Given request: In the data below, find each line containing the string "this" and return it.

Provided material:

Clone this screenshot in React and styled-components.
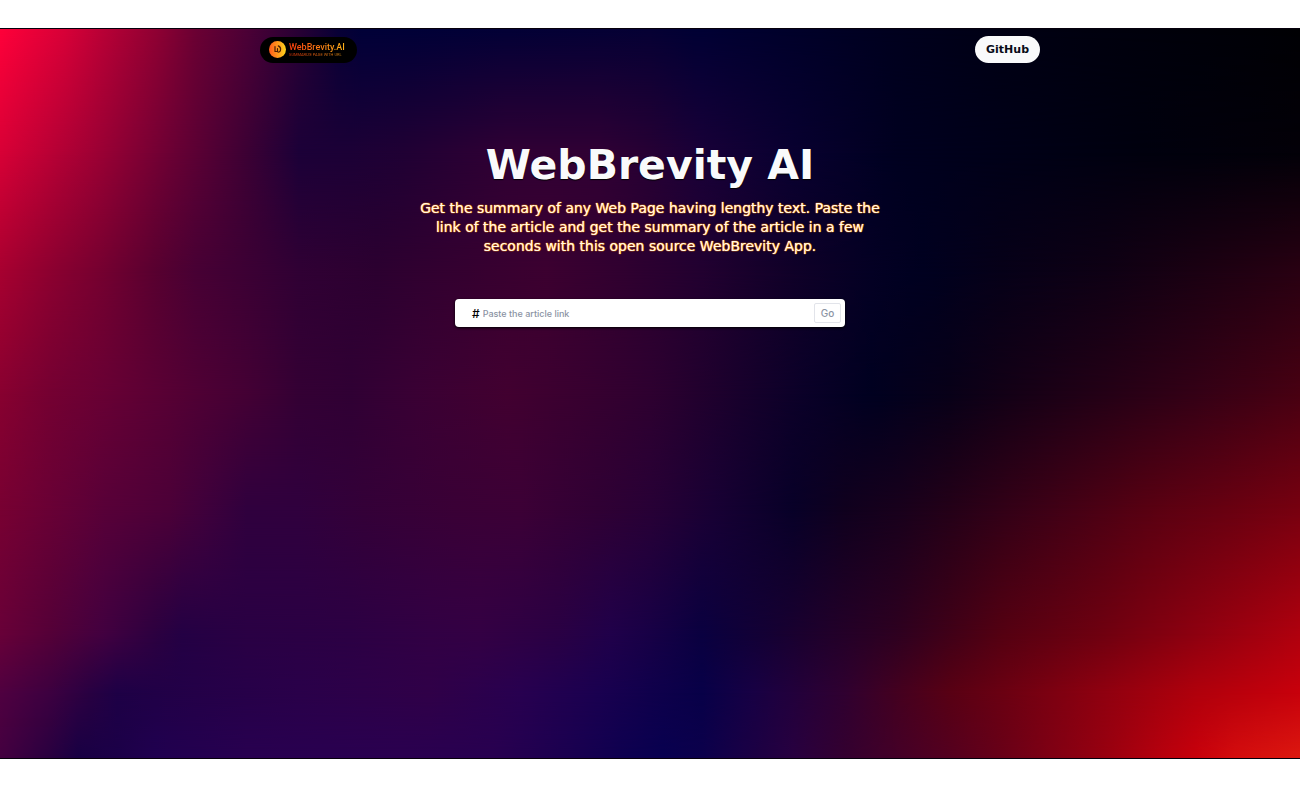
import React from 'react'
import { useState } from "react";
import styled, { createGlobalStyle } from 'styled-components'


const GlobalStyle = createGlobalStyle`
  * {
    box-sizing: border-box;
  }
  body {
    margin: 0;
    background-color: #ffffff;
    font-family: "DejaVu Sans", sans-serif;
  }
`;

// colours of the backdrop from top to bottom, every row fades into the next one
const rows = [
  { from: 0, to: 0, stops: "#ff003a 0%, #d80038 5%, #b80036 8%, #900033 12%, #6c0033 15%, #4c0036 19%, #280034 23%, #080036 26%, #000038 28%, #060034 50%, #000034 54%, #00002a 61%, #00001e 69%, #000014 77%, #00000e 85%, #000004 100%" },
  { from: 0, to: 17, stops: "#d80036 0%, #980034 8%, #6c0034 13%, #5c0034 15%, #3c0034 19%, #1c0038 23%, #1c0036 27%, #200034 31%, #280034 35%, #300034 39%, #300034 46%, #260034 50%, #180038 54%, #080030 61%, #000020 69%, #000018 77%, #00000e 88%, #030008 100%" },
  { from: 17, to: 33, stops: "#a80030 0%, #8c0030 4%, #740030 8%, #580030 12%, #480034 15%, #3c0034 19%, #300034 23%, #2c0030 29%, #340030 35%, #3c0030 42%, #300030 48%, #220030 54%, #100028 61%, #040024 67%, #000020 71%, #060018 77%, #0e0014 85%, #1a0012 92%, #280012 100%" },
  { from: 33, to: 50, stops: "#880030 0%, #740032 4%, #680034 8%, #500034 15%, #440034 19%, #340034 23%, #300034 27%, #3a0034 32%, #420030 39%, #380030 45%, #2e0030 50%, #18002c 57%, #0a0028 62%, #000020 67%, #080018 73%, #120016 77%, #240016 85%, #340016 92%, #480012 100%" },
  { from: 50, to: 66, stops: "#780032 0%, #640036 5%, #580038 8%, #4c0038 13%, #3e003c 16%, #30003e 19%, #30003e 23%, #340038 28%, #3a0036 35%, #3c0036 40%, #300034 46%, #280036 50%, #180034 55%, #080028 61%, #10001e 65%, #18001c 69%, #240018 73%, #400016 81%, #580012 88%, #780010 100%" },
  { from: 66, to: 83, stops: "#680038 0%, #540038 4%, #420040 8%, #2c0040 12%, #240044 14%, #2a0044 19%, #2c0044 27%, #320044 33%, #340044 37%, #2a0044 43%, #20004a 47%, #180046 50%, #0a0040 54%, #140034 59%, #240028 65%, #2e0020 69%, #400018 73%, #540012 77%, #700010 85%, #8e0010 92%, #b0000e 100%" },
  { from: 83, to: 91, stops: "#500040 0%, #3c0040 4%, #280042 7%, #1e0046 9%, #240048 15%, #2a004a 23%, #300048 33%, #280050 40%, #1a0050 46%, #10004c 50%, #080048 54%, #180044 58%, #300030 65%, #440020 69%, #580014 73%, #6a0012 77%, #900010 85%, #b0000c 92%, #c8000c 100%" },
  { from: 91, to: 100, stops: "#440040 0%, #280040 4%, #180044 6%, #1c0048 9%, #200050 12%, #280050 19%, #2a0050 31%, #280050 38%, #1c0050 43%, #0e0050 48%, #080050 51%, #0c004c 54%, #1c0044 58%, #280040 61%, #340030 65%, #440028 69%, #540020 73%, #680018 77%, #800014 81%, #980010 85%, #b4000e 89%, #c8000c 92%, #d40c0e 95%, #dc1810 100%" },
];

const Page = styled.div`
  min-height: 100vh;
  padding: 28px 0 29px;
  display: flex;
`;

const Main = styled.main`
  flex: 1;
  position: relative;
  isolation: isolate;
  overflow: hidden;
  border-top: 1px solid #06000c;
  border-bottom: 1px solid #06000c;
`;

const Layer = styled.div`
  position: absolute;
  inset: 0;
  z-index: -1;
  background: linear-gradient(to right, ${(props) => props.$stops});
  mask-image: ${(props) => props.$to > 0 && `linear-gradient(to bottom, transparent ${props.$from}%, #000 ${props.$to}%)`};
`;

const Container = styled.div`
  width: 60%;
  margin: 0 auto;
  display: flex;
  flex-direction: column;
  align-items: center;
`;

const Nav = styled.nav`
  width: 100%;
  padding-top: 7px;
  display: flex;
  align-items: center;
  justify-content: space-between;
`;

const Logo = styled.a`
  height: 26px;
  padding: 0 12px 0 9px;
  display: flex;
  align-items: center;
  gap: 3px;
  border-radius: 13px;
  background-color: #000000;
  text-decoration: none;
`;

const LogoText = styled.span`
  display: flex;
  flex-direction: column;
  font-family: Roboto, sans-serif;
`;

const LogoName = styled.span`
  font-size: 9px;
  line-height: 10px;
  font-weight: 500;
  color: transparent;
  background: linear-gradient(to right, #ff3d0c, #ffb31a);
  background-clip: text;
`;

const LogoTag = styled.span`
  font-size: 4px;
  line-height: 5px;
  text-transform: uppercase;
  white-space: nowrap;
  color: transparent;
  background: linear-gradient(to right, #e0340a, #c88416);
  background-clip: text;
`;

const GithubButton = styled.button`
  height: 27px;
  padding: 0 11px;
  border: none;
  border-radius: 14px;
  background-color: #f9fafb;
  color: #080c18;
  font-family: inherit;
  font-size: 11px;
  font-weight: 700;
  cursor: pointer;
`;

const Title = styled.h1`
  margin: 77px 0 0;
  font-size: 41px;
  line-height: 50px;
  font-weight: 700;
  color: #f9fafb;
  text-align: center;
  text-shadow: 0 1px 1px #000000;
`;

const Desc = styled.p`
  max-width: 468px;
  margin: 9px 0 0;
  font-size: 14px;
  line-height: 19px;
  color: #fffbe8;
  text-align: center;
  text-shadow: 0 0 1px #ff8a00, 0 0 1px #ff6a00, 0 0 1px #ff8a00;
`;

const Form = styled.form`
  width: 50%;
  height: 28px;
  margin-top: 43px;
  padding: 0 4px 0 17px;
  display: flex;
  align-items: center;
  gap: 3px;
  border-radius: 4px;
  background-color: #ffffff;
  box-shadow: 0 1px 3px #000000;
`;

const Hash = styled.label`
  font-family: Inter, sans-serif;
  font-size: 12px;
  font-weight: 500;
  color: #000000;
`;

const Input = styled.input`
  flex: 1;
  min-width: 0;
  padding: 0;
  border: none;
  outline: none;
  background-color: transparent;
  font-family: Inter, sans-serif;
  font-size: 9px;
  font-weight: 500;
  color: #111827;
  &::placeholder {
    color: #8b93a3;
    opacity: 1;
  }
`;

const GoButton = styled.button`
  width: 27px;
  height: 20px;
  padding: 0;
  border: 1px solid #e2e4ea;
  border-radius: 2px;
  background-color: #ffffff;
  color: #8b93a3;
  font-family: Inter, sans-serif;
  font-size: 10px;
  font-weight: 500;
  cursor: pointer;
`;


const LogoMark = () => (
  <svg width="17" height="17" viewBox="0 0 17 17" aria-hidden="true">
    <defs>
      <linearGradient id="mark" x1="0" y1="0" x2="1" y2="0">
        <stop offset="0" stopColor="#ff5a1c" />
        <stop offset="1" stopColor="#ffd51c" />
      </linearGradient>
    </defs>
    <circle cx="8.5" cy="8.5" r="8.5" fill="url(#mark)" />
    <path d="M6 5.500V10.500H8.500V7.500M9.300 4.900c1.800.8 2.600 2.400 2.200 4.200-.3 1.500-1.500 2.400-2.900 1.700" fill="none" stroke="#4a1c05" strokeWidth="1.200" strokeLinecap="round" strokeLinejoin="round" />
  </svg>
)

const App = () => {

    const [url, setUrl] = useState("");

    return (
      <Page>
        <GlobalStyle />
        <Main>
          {rows.map((row) => (
            <Layer key={row.to} $from={row.from} $to={row.to} $stops={row.stops} />
          ))}
          <Container>
            <Nav>
              <Logo href="/">
                <LogoMark />
                <LogoText>
                  <LogoName>WebBrevity.AI</LogoName>
                  <LogoTag>Summarize Page with URL</LogoTag>
                </LogoText>
              </Logo>
              <GithubButton type="button">GitHub</GithubButton>
            </Nav>
            <Title>WebBrevity AI</Title>
            <Desc>
              Get the summary of any Web Page having lengthy text. Paste the link of the article and get the summary of the article in a few seconds with this open source WebBrevity App.
            </Desc>
            <Form onSubmit={(e) => e.preventDefault()}>
              <Hash htmlFor="link">#</Hash>
              <Input id="link" type="url" placeholder="Paste the article link" value={url} onChange={(e) => setUrl(e.target.value)} />
              <GoButton type="submit">Go</GoButton>
            </Form>
          </Container>
        </Main>
      </Page>
    )
}

export default App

Finished exercise:
Clone this screenshot in React and styled-components.
              Get the summary of any Web Page having lengthy text. Paste the link of the article and get the summary of the article in a few seconds with this open source WebBrevity App.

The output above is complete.